__Given material__.
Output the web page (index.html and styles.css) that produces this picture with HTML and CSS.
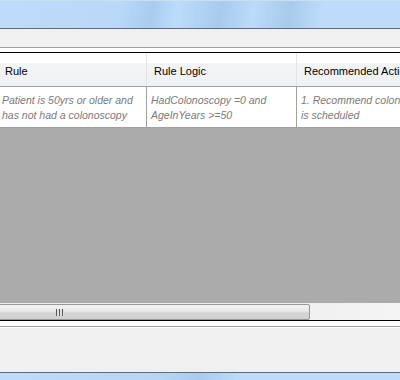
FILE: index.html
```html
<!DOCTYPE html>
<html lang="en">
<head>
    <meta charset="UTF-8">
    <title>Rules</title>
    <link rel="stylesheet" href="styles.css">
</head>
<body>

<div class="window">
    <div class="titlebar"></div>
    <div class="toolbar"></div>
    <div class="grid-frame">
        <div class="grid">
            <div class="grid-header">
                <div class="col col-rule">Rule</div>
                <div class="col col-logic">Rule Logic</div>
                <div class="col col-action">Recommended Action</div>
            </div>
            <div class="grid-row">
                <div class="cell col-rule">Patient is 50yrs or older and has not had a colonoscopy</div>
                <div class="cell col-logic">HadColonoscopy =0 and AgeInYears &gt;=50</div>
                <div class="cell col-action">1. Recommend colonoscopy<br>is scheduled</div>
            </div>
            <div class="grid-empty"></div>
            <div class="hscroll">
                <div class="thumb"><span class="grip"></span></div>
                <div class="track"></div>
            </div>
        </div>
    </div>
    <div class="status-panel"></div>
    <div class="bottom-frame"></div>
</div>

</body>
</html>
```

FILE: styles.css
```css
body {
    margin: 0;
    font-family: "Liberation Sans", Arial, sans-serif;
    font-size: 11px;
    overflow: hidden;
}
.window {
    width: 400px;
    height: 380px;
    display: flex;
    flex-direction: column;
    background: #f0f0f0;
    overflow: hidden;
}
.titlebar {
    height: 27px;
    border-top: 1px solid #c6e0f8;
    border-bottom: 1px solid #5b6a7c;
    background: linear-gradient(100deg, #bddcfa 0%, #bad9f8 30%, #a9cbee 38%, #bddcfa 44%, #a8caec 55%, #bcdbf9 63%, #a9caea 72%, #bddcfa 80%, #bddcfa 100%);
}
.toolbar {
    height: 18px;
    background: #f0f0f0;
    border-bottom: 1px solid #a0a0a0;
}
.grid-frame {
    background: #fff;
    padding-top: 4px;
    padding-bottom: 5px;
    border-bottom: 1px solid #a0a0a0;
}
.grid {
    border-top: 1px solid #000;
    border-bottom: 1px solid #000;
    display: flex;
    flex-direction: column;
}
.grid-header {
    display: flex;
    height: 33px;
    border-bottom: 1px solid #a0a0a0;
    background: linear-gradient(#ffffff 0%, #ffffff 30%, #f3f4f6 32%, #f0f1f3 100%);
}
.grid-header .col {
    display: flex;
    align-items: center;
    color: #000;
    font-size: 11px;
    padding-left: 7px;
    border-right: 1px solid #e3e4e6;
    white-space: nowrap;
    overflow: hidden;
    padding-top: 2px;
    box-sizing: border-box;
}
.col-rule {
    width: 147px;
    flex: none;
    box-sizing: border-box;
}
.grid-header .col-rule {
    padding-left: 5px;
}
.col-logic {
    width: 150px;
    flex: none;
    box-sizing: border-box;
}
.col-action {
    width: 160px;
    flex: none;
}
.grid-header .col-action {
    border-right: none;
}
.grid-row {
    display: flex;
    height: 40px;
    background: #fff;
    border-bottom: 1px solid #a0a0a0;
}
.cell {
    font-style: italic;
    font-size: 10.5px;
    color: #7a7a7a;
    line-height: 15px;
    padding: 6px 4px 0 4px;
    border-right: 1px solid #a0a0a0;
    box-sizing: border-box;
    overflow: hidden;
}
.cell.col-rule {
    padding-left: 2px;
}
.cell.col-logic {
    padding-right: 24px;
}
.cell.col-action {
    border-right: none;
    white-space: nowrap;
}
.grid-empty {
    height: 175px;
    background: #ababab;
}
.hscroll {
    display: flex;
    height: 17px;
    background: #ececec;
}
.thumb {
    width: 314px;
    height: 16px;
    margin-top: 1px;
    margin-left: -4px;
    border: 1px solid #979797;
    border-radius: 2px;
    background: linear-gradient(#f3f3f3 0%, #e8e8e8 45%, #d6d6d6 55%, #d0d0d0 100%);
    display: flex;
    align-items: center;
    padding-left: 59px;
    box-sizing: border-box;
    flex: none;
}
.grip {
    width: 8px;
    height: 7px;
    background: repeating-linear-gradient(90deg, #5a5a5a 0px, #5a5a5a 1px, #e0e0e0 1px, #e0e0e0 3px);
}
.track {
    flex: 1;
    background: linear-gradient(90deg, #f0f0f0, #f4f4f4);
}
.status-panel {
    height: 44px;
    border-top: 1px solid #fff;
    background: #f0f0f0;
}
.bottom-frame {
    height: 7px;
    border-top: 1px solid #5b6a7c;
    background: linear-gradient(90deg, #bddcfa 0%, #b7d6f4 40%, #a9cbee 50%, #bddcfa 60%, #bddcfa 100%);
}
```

__Task description__. Copy the listing exactly. Any image in it stays out of the copy.

__Worked answer__.
Output the web page (index.html and styles.css) that produces this picture with HTML and CSS.
FILE: index.html
```html
<!DOCTYPE html>
<html lang="en">
<head>
    <meta charset="UTF-8">
    <title>Rules</title>
    <link rel="stylesheet" href="styles.css">
</head>
<body>

<div class="window">
    <div class="titlebar"></div>
    <div class="toolbar"></div>
    <div class="grid-frame">
        <div class="grid">
            <div class="grid-header">
                <div class="col col-rule">Rule</div>
                <div class="col col-logic">Rule Logic</div>
                <div class="col col-action">Recommended Action</div>
            </div>
            <div class="grid-row">
                <div class="cell col-rule">Patient is 50yrs or older and has not had a colonoscopy</div>
                <div class="cell col-logic">HadColonoscopy =0 and AgeInYears &gt;=50</div>
                <div class="cell col-action">1. Recommend colonoscopy<br>is scheduled</div>
            </div>
            <div class="grid-empty"></div>
            <div class="hscroll">
                <div class="thumb"><span class="grip"></span></div>
                <div class="track"></div>
            </div>
        </div>
    </div>
    <div class="status-panel"></div>
    <div class="bottom-frame"></div>
</div>

</body>
</html>
```

FILE: styles.css
```css
body {
    margin: 0;
    font-family: "Liberation Sans", Arial, sans-serif;
    font-size: 11px;
    overflow: hidden;
}
.window {
    width: 400px;
    height: 380px;
    display: flex;
    flex-direction: column;
    background: #f0f0f0;
    overflow: hidden;
}
.titlebar {
    height: 27px;
    border-top: 1px solid #c6e0f8;
    border-bottom: 1px solid #5b6a7c;
    background: linear-gradient(100deg, #bddcfa 0%, #bad9f8 30%, #a9cbee 38%, #bddcfa 44%, #a8caec 55%, #bcdbf9 63%, #a9caea 72%, #bddcfa 80%, #bddcfa 100%);
}
.toolbar {
    height: 18px;
    background: #f0f0f0;
    border-bottom: 1px solid #a0a0a0;
}
.grid-frame {
    background: #fff;
    padding-top: 4px;
    padding-bottom: 5px;
    border-bottom: 1px solid #a0a0a0;
}
.grid {
    border-top: 1px solid #000;
    border-bottom: 1px solid #000;
    display: flex;
    flex-direction: column;
}
.grid-header {
    display: flex;
    height: 33px;
    border-bottom: 1px solid #a0a0a0;
    background: linear-gradient(#ffffff 0%, #ffffff 30%, #f3f4f6 32%, #f0f1f3 100%);
}
.grid-header .col {
    display: flex;
    align-items: center;
    color: #000;
    font-size: 11px;
    padding-left: 7px;
    border-right: 1px solid #e3e4e6;
    white-space: nowrap;
    overflow: hidden;
    padding-top: 2px;
    box-sizing: border-box;
}
.col-rule {
    width: 147px;
    flex: none;
    box-sizing: border-box;
}
.grid-header .col-rule {
    padding-left: 5px;
}
.col-logic {
    width: 150px;
    flex: none;
    box-sizing: border-box;
}
.col-action {
    width: 160px;
    flex: none;
}
.grid-header .col-action {
    border-right: none;
}
.grid-row {
    display: flex;
    height: 40px;
    background: #fff;
    border-bottom: 1px solid #a0a0a0;
}
.cell {
    font-style: italic;
    font-size: 10.5px;
    color: #7a7a7a;
    line-height: 15px;
    padding: 6px 4px 0 4px;
    border-right: 1px solid #a0a0a0;
    box-sizing: border-box;
    overflow: hidden;
}
.cell.col-rule {
    padding-left: 2px;
}
.cell.col-logic {
    padding-right: 24px;
}
.cell.col-action {
    border-right: none;
    white-space: nowrap;
}
.grid-empty {
    height: 175px;
    background: #ababab;
}
.hscroll {
    display: flex;
    height: 17px;
    background: #ececec;
}
.thumb {
    width: 314px;
    height: 16px;
    margin-top: 1px;
    margin-left: -4px;
    border: 1px solid #979797;
    border-radius: 2px;
    background: linear-gradient(#f3f3f3 0%, #e8e8e8 45%, #d6d6d6 55%, #d0d0d0 100%);
    display: flex;
    align-items: center;
    padding-left: 59px;
    box-sizing: border-box;
    flex: none;
}
.grip {
    width: 8px;
    height: 7px;
    background: repeating-linear-gradient(90deg, #5a5a5a 0px, #5a5a5a 1px, #e0e0e0 1px, #e0e0e0 3px);
}
.track {
    flex: 1;
    background: linear-gradient(90deg, #f0f0f0, #f4f4f4);
}
.status-panel {
    height: 44px;
    border-top: 1px solid #fff;
    background: #f0f0f0;
}
.bottom-frame {
    height: 7px;
    border-top: 1px solid #5b6a7c;
    background: linear-gradient(90deg, #bddcfa 0%, #b7d6f4 40%, #a9cbee 50%, #bddcfa 60%, #bddcfa 100%);
}
```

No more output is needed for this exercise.